Ann-Kathrin Karlsen: Konsequenzen räumlicher Umstrukturierung von Bankfilialnetzen für das Kundenverhalten. Eine Untersuchung zur Standorttheorie tertiärer Einrichtungen am Beispiel einer norwegischen Großbank. Mannheim 1998 (Mannheimer Geographische Arbeiten, Heft 48.). 228 S.

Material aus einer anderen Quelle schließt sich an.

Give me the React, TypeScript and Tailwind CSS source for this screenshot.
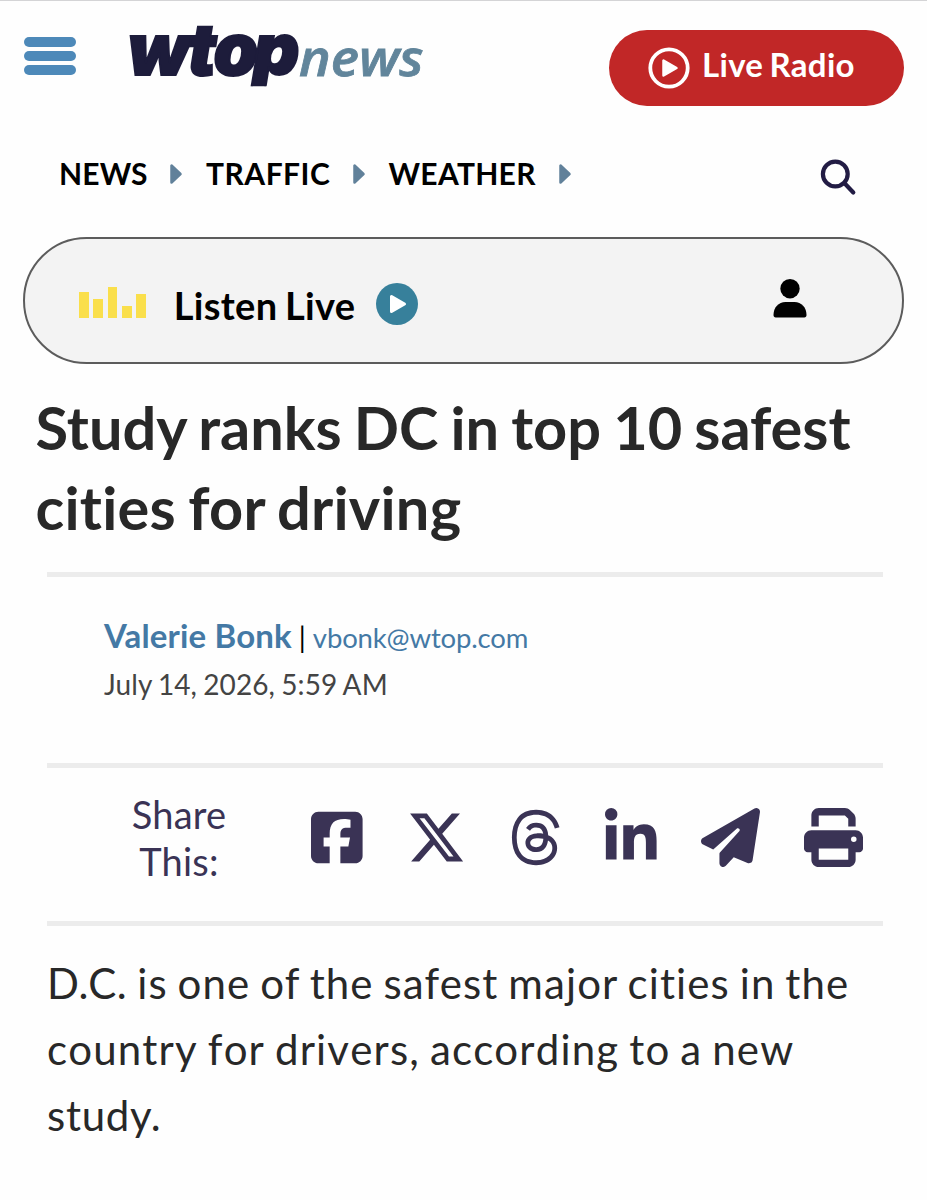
import { FaLinkedinIn, FaPaperPlane, FaPrint, FaSquareFacebook, FaThreads, FaXTwitter } from 'react-icons/fa6';

const navLinks = [
  { label: 'NEWS', style: 'w-[88px] tracking-[0.15px]' },
  { label: 'TRAFFIC', style: 'w-[123.5px] tracking-[0.5px]' },
  { label: 'WEATHER', style: 'w-[147px] tracking-[0.3px]' },
];

const shareLinks = [
  { name: 'Facebook', icon: FaSquareFacebook, width: 'w-[51.6px]' },
  { name: 'X', icon: FaXTwitter, width: 'w-[59px]' },
  { name: 'Threads', icon: FaThreads, width: 'w-[51.6px]' },
  { name: 'LinkedIn', icon: FaLinkedinIn, width: 'w-[51.6px]' },
  { name: 'Send', icon: FaPaperPlane, width: 'w-[59px]' },
  { name: 'Print', icon: FaPrint, width: 'w-[59px]' },
];

function Logo() {
  return (
    <svg className="ml-[50px] h-[66px] w-[300px] overflow-visible" viewBox="126 22 300 66" aria-label="wtop news">
      <clipPath id="logo-clip">
        <rect x="120" y="20" width="190" height="66.3" />
      </clipPath>
      <g clipPath="url(#logo-clip)">
        <text
          x="127.5 187.5 213.5 253.3"
          y="74.7"
          fill="#1d1c3b"
          stroke="#1d1c3b"
          strokeWidth="2"
          className="font-['Inter',sans-serif] text-[71.5px] font-black italic"
        >
          wtop
        </text>
      </g>
      <text
        x="299"
        y="75.5"
        textLength="124.5"
        lengthAdjust="spacingAndGlyphs"
        fill="#61859b"
        stroke="#61859b"
        strokeWidth="0.8"
        className="font-['Open_Sans',sans-serif] text-[51px] font-semibold italic"
      >
        news
      </text>
    </svg>
  );
}

function Header() {
  return (
    <header className="flex h-[107px] items-start border-t border-[#d4d4d6] pl-6 pr-[23.5px]">
      <button className="mt-9 flex w-[52px] flex-col gap-[4.5px]" aria-label="Menu">
        <span className="h-[9.5px] w-full rounded-full bg-[#4d89b9]" />
        <span className="h-[9.5px] w-full rounded-full bg-[#4d89b9]" />
        <span className="h-[9.5px] w-full rounded-full bg-[#4d89b9]" />
      </button>
      <div className="mt-[21px]">
        <Logo />
      </div>
      <button className="ml-auto mt-[29px] flex h-[76px] w-[295px] items-center rounded-full bg-[#c12727] pl-[39.5px] text-white">
        <svg className="h-[42px] w-[42px]" viewBox="0 0 42 42">
          <circle cx="21" cy="21" r="18.7" fill="none" stroke="currentColor" strokeWidth="3.8" />
          <path d="M15.5 13.5v15l13-7.5z" fill="currentColor" stroke="currentColor" strokeWidth="2.5" strokeLinejoin="round" />
        </svg>
        <span className="-mt-2 ml-3 whitespace-nowrap text-[33px] font-bold leading-10 tracking-[0.3px] [word-spacing:-2px]">
          Live Radio
        </span>
      </button>
    </header>
  );
}

function NavBar() {
  return (
    <nav className="flex h-[130px] items-start pl-[59px] pr-[70px] pt-[46px]">
      {navLinks.map((link) => (
        <div key={link.label} className="flex h-10 items-center">
          <span className={`${link.style} whitespace-nowrap text-[30px] font-bold leading-10 text-black`}>{link.label}</span>
          <svg className="ml-[23px] mr-6 mt-0.5 h-[22px] w-3" viewBox="0 0 12 22">
            <path d="M1.5 2.5v17L10.5 11z" fill="#61819a" stroke="#61819a" strokeWidth="2.5" strokeLinejoin="round" />
          </svg>
        </div>
      ))}
      <svg
        className="ml-auto mt-[5px] h-[38px] w-[38px]"
        viewBox="0 0 38 38"
        fill="none"
        stroke="#221c44"
        strokeWidth="4.2"
        strokeLinecap="round"
      >
        <circle cx="16.3" cy="16" r="12.4" />
        <path d="M25.3 25l9 9.5" />
      </svg>
    </nav>
  );
}

function ListenBar() {
  return (
    <section className="mx-[23px] flex h-[127px] items-center rounded-full border-2 border-[#5c5c5c] bg-[#f3f3f3] pl-[54px] pr-[95.5px]">
      <div className="mt-1 flex h-[31px] items-end gap-[4.6px]">
        <span className="h-[26px] w-[9.7px] bg-[#fadf4b]" />
        <span className="h-[19px] w-[9.7px] bg-[#fadf4b]" />
        <span className="h-[31px] w-[9.7px] bg-[#fadf4b]" />
        <span className="h-3 w-[9.7px] bg-[#fadf4b]" />
        <span className="h-6 w-[9.7px] bg-[#fadf4b]" />
      </div>
      <span className="ml-7 mt-2 w-[181px] whitespace-nowrap text-[38px] font-bold leading-[46px] tracking-[0.3px] text-black [word-spacing:-2px]">
        Listen Live
      </span>
      <svg className="ml-[21.5px] mt-1.5 h-[42px] w-[42px]" viewBox="0 0 42 42">
        <circle cx="21" cy="21" r="21" fill="#37809b" />
        <path d="M15.5 13.5v15L28.5 21z" fill="#fff" stroke="#fff" strokeWidth="3" strokeLinejoin="round" />
      </svg>
      <svg className="-mt-1 ml-auto h-[39px] w-[34px]" viewBox="0 0 34 39">
        <circle cx="17" cy="9.7" r="9.7" />
        <path d="M12.5 23h9C28.4 23 33.5 28.5 33.5 36c0 1.5-.8 2.5-2.2 2.5H2.7C1.3 38.5.5 37.5.5 36 .5 28.5 5.6 23 12.5 23z" />
      </svg>
    </section>
  );
}

export default function App() {
  return (
    <div className="h-[1200px] w-[927px] overflow-hidden bg-[#fefefe] font-['Lato',sans-serif] [font-variant-ligatures:none]">
      <Header />
      <NavBar />
      <ListenBar />

      <main>
        <h1 className="ml-[35.5px] mt-[23px] whitespace-nowrap text-[59.5px] font-bold leading-[80px] text-[#282828] [word-spacing:-2.4px]">
          <span className="block">Study ranks DC in top 10 safest</span>
          <span className="block tracking-[0.25px]">cities for driving</span>
        </h1>

        {/* Byline */}
        <section className="ml-[47px] mr-11 mt-[25px] h-[191px] border-t-[5px] border-[#ececec] pl-[57px] pt-[37px]">
          <div className="flex h-[49px] items-baseline whitespace-nowrap leading-[42px]">
            <a className="text-[33px] font-bold tracking-[0.15px] text-[#4479a5]">Valerie Bonk</a>
            <span className="mx-[7px] text-[28px] text-black">|</span>
            <a className="text-[27.5px] tracking-[-0.15px] text-[#4479a5]">vbonk@wtop.com</a>
          </div>
          <p className="whitespace-nowrap text-[28px] leading-[42px] tracking-[0.08px] text-[#444] [word-spacing:-1px]">
            July 14, 2026, 5:59 AM
          </p>
        </section>

        {/* Share */}
        <section className="ml-[47px] mr-11 flex h-[158px] border-t-[5px] border-[#ececec] pl-[72px] pt-[23px] text-[#3a3355]">
          <p className="w-[120px] text-center text-[38px] leading-[47px] tracking-[0.2px]">
            Share
            <br />
            This:
          </p>
          <div className="ml-[72px] mt-[17px] flex h-[59px] gap-11">
            {shareLinks.map((link) => (
              <link.icon key={link.name} title={link.name} className={`${link.width} h-[59px] shrink-0`} />
            ))}
          </div>
        </section>

        {/* Story */}
        <section className="ml-[47px] mr-11 border-t-[5px] border-[#ececec] pt-6">
          <p className="whitespace-nowrap text-[42px] leading-[66px] text-[#282828] [word-spacing:-2px]">
            <span className="block tracking-[1.12px]">
              <span className="tracking-[0.6px]">D.C.</span> is one of the safest major cities in the
            </span>
            <span className="block tracking-[1.16px] [font-kerning:none]">country for drivers, according to a new</span>
            <span className="block tracking-[0.7px]">study.</span>
          </p>
        </section>
      </main>
    </div>
  );
}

Der aktuelle Strukturwandel im Finanzsektor stellt ein in der deutschsprachigen Geographie weitgehend vernachlässigtes Forschungsfeld dar. Dies ist bedauerlich, da Strukturen und Veränderungen im Finanzsektor wichtige Einflußfaktoren der gegenwärtig ablaufenden wirtschaftlichen und gesellschaftlichen Entwicklungen sind. Werden die vom Finanzsektor ausgehenden räumlichen Differenzierungsprozesse auf nationaler und globaler Ebene zumindest ansatzweise wahrgenommen (z. B. Rolle der internationalen Finanzorganisationen für nationale Entwicklungen, "global city"-Debatte), so bleibt die regionale Dimension des Finanzsektors in der geographischen Forschung weitgehend unterbelichtet.Die gut strukturierte und systematisch empirische Dissertation von ANN-KATHRIN KARLSEN, die sich mit der räumlichen Dimension der Nachfrage nach Bankdienstleistungen beschäftigt, stellt hier eine Ausnahme dar. Ausgehend von klassischen Standorttheorien und von Ergebnissen der Konsumentenforschung werden verschiedene Hypothesen zur Bedeutung der "Transportdistanz" der Kunden zur Bankzweigstelle aufgestellt und auf der Basis von Kundendaten einer norwegischen Großbank überprüft. Zwar bleiben aufgrund des quantitativen Ansatzes und der Beschränkung auf eine Datenquelle die Gründe und möglichen Motivationen für das Verhalten der Kunden im Dunkeln; dennoch sind die Ergebnisse sowohl für die Geographie als auch für die Banken interessant. Tatsächlich stellt die systematische Auswertung von Bankkunden-Daten zumindest innerhalb der deutschsprachigen Geographie eine Pionierleistung dar, da diese Daten für wissenschaftliche Untersuchungen in der
Regel nicht zur Verfügung stehen. Gerade vor diesem Hintergrund wäre allerdings eine Diskussion der regionalwirtschaftlichen Bedeutung der erzielten Ergebnisse sowie eine bessere Einordnung der bearbeiteten Thematik in die gegenwärtig ablaufenden Veränderungsprozesse im Finanzsektor wünschenswert gewesen.